Corrections leaders have said the state needs a new facility in order to provide healthy and rehabilitative accommodations for incarcerated women.
“As long as the sentencing structures that currently exist in Vermont continue to exist,” Sommer said, “it is our responsibility to make sure that (women) have a dignified living environment, and that they are prepared to transition back to their communities. Chittenden just really does not provide that space.”
Vermont officials have sought to model a new prison on the Southern Maine Women’s Reentry Center, a minimum security facility that boasts comfortable furniture, natural lighting and job training.
In an interview Thursday, Jayna Ahsaf, Vermont campaign director for the organization Free Her, said there’s no such thing as a “safe prison for women.”
She argued that at a lower price tag, Vermont could invest in bail reform, substance use disorder treatment and services for survivors of domestic violence, which could keep people out of prison and remediate the need for a new facility. Ahsaf also noted that some people remain incarcerated due to a lack of housing, and suggested that money for the prison could instead build apartments.

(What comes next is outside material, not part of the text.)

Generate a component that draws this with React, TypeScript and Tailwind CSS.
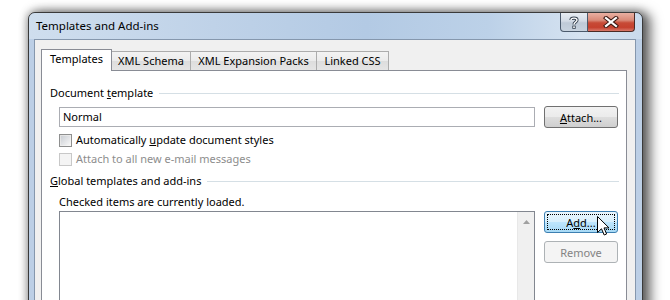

“Prison construction is a much longer and expensive Band-Aid solution,” she said.
Ahsaf criticized the disclosure of the Essex locations at Thursday’s stakeholder meeting as “a little shrouded in secrecy.”
Though the state intends to discuss the plans at an upcoming municipal meeting in Essex, she noted “a planning meeting isn’t accessible to everybody.”
As of August 1, Chittenden Regional housed 107 people — 44 detainees, 59 sentenced, and 4 both sentenced and detained, according to corrections department data.
The Essex Planning Commission will hear from state staff regarding the new prison project on Thursday, August 8, according to the department of corrections.